The God(m)others took keen notice of this role because it’s what we’ve been working on day in and day out for most of our careers. And also because we’ve already worked with more than half of the funders in the collective in some capacity.
We got to thinking: what if we apply for this role as a collective? We already have what they are looking for: 100+ years experience, governance, open and distributed membership, an Infrastructure Fund and GBI program, and a portfolio of public engagement projects.
Which is exactly what we’ve done! And we’re sharing our application with all of you! As you’ll see, we’re proposing a “pirate ship fleet of many vessels,” or a David strategy to face off this particular Goliath.
Below please find the copy of our Cover Letter. Does this approach of distributed decision making, governance, and resourcing resonate with you? Join us as a member and let’s talk all about it at tomorrow’s timely and relevant book club where we’ll read The Changemakers Guide: Proven Methods for Building Impactful Social Tech by Dr. Kortney Ziegler.

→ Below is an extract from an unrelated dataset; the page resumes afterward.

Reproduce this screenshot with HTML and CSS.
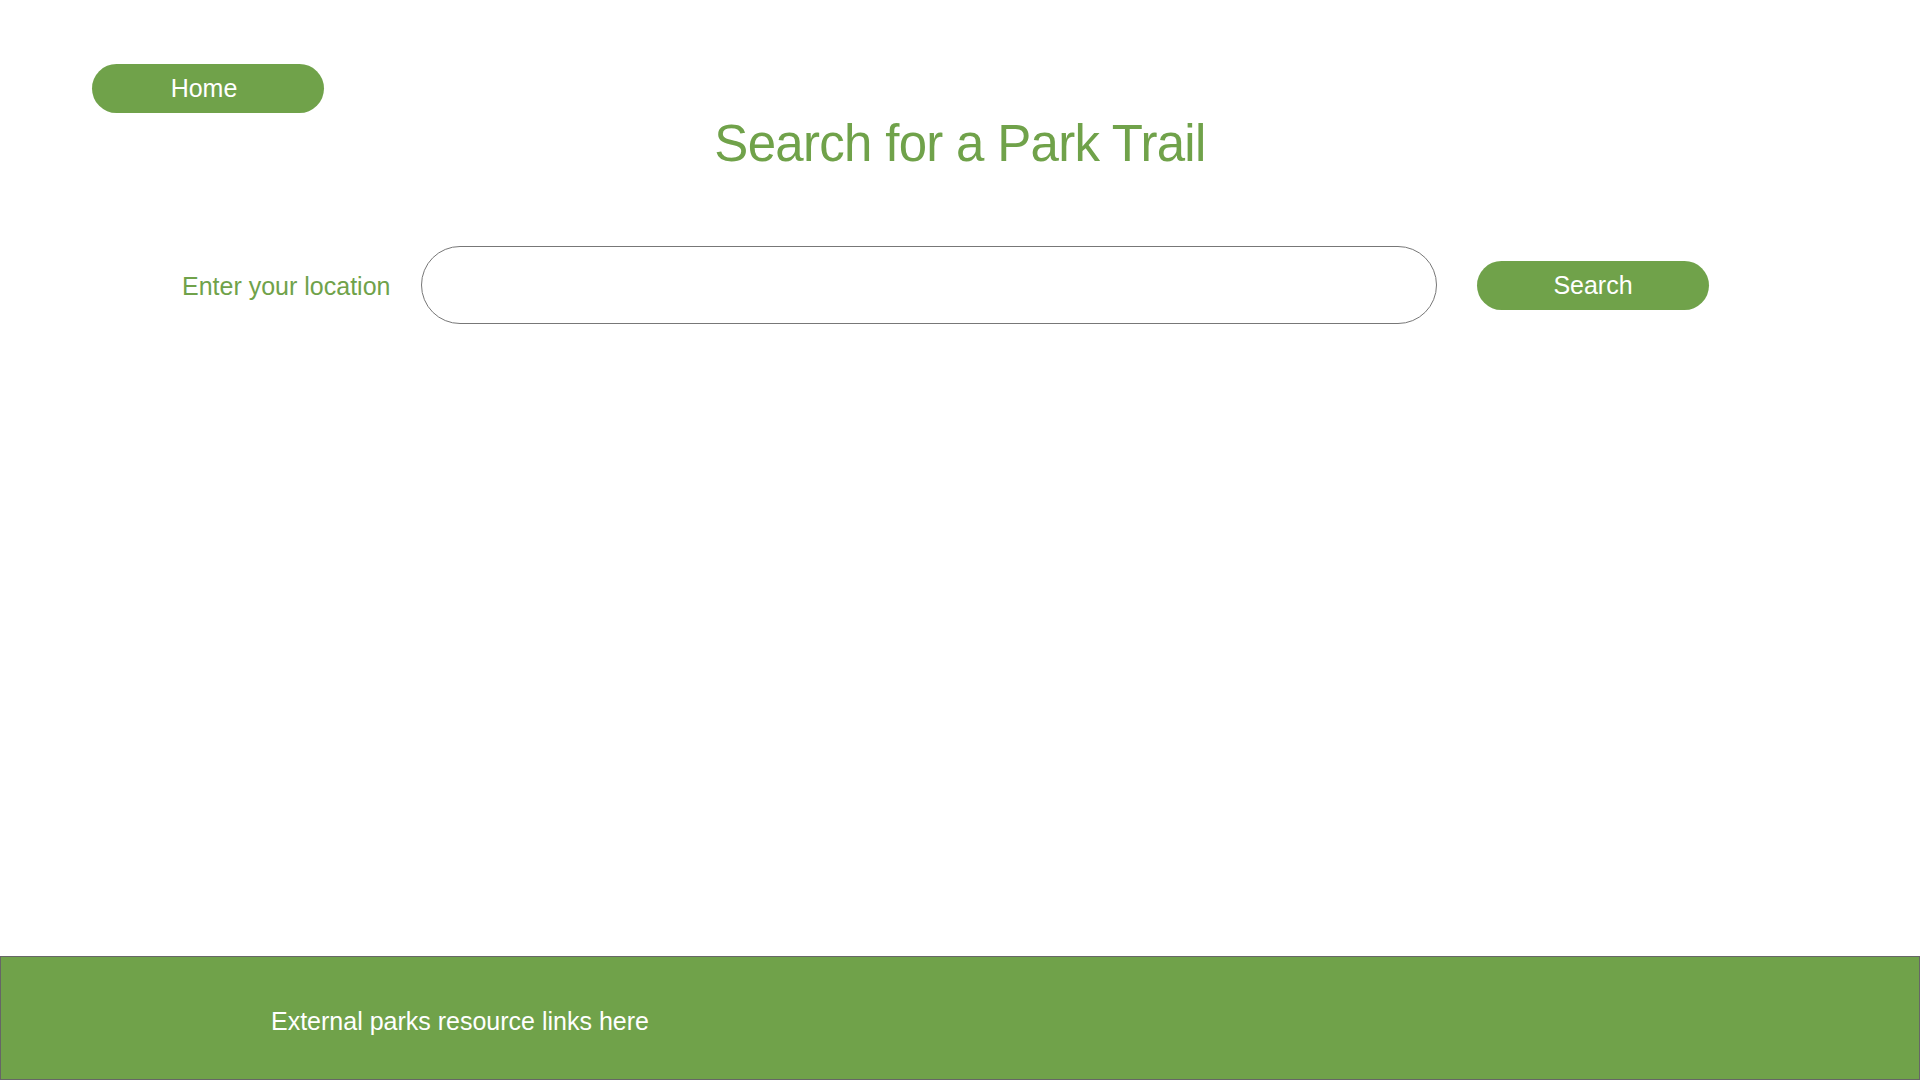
FILE: index.html
```html
<!DOCTYPE html>
<html lang="en">
<head>
<meta charset="utf-8">
<title>Search for a Park Trail</title>
<link rel="stylesheet" href="styles.css">
</head>
<body>
<div class="page">
  <header class="header">
    <a class="btn btn-home" href="#">Home</a>
    <h1 class="title">Search for a Park Trail</h1>
  </header>
  <main class="main">
    <form class="search-row" onsubmit="return false;">
      <label class="search-label" for="loc">Enter your location</label>
      <input class="search-input" id="loc" type="text">
      <button class="btn btn-search" type="submit">Search</button>
    </form>
  </main>
  <footer class="footer">
    <span class="footer-text">External parks resource links here</span>
  </footer>
</div>
</body>
</html>
```
FILE: styles.css
```css
* { box-sizing: border-box; }
html, body { margin: 0; padding: 0; background: #fff; }
body { font-family: "Liberation Sans", Arial, Helvetica, sans-serif; }
.page { display: flex; flex-direction: column; min-height: 100vh; }
.header { padding: 64px 0 0 92px; }
.btn {
  display: flex; align-items: center; justify-content: center;
  width: 232px; height: 49px; border-radius: 25px;
  background: #70a24a; color: #fff; font-size: 25px;
  text-decoration: none; border: none; font-family: inherit; padding: 0;
}
.btn-home { padding-right: 8px; }
.title {
  margin: 5px 0 0 -92px; text-align: center;
  font-size: 51px; line-height: 51px; font-weight: 400; color: #70a24a;
  letter-spacing: -0.7px;
}
.main { flex: 1; }
.search-row {
  display: flex; align-items: center;
  margin: 77px 0 0 182px;
}
.search-label { flex: 0 0 239px; font-size: 25px; color: #70a24a; padding-top: 2px; }
.search-input {
  width: 1016px; height: 78px; border: 1px solid #777; border-radius: 39px;
  outline: none; font-size: 25px; padding: 0 30px; font-family: inherit;
}
.btn-search { margin-left: 40px; }
.footer {
  height: 124px; background: #70a24a; border: 1px solid #666;
  display: flex; align-items: center; padding: 6px 0 0 270px;
}
.footer-text { color: #fff; font-size: 25px; }
```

Read all about it below, and please continue the conversation over at this post on LinkedIn.
– The God(m)others
Dear Humanity AI Steering Committee,
Straight out the gate, we have to give you snaps for attempting something genuinely difficult: stepping in to “steer” the ship of civilization-shaping technology towards human flourishing during times when it’s being actively deployed as a tool of surveillance and war.
As the old maritime saying goes, “A smooth sea never made a skilled sailor!” Understatement of the century, and certainly of this job!
Which brings us to a humble, sincere and possibly “just mad enough to work” proposal.
No one person can or should carry the future of AI and its relationship to humanity alone. So what if the Executive Director of Humanity AI were not one person but rather a collective?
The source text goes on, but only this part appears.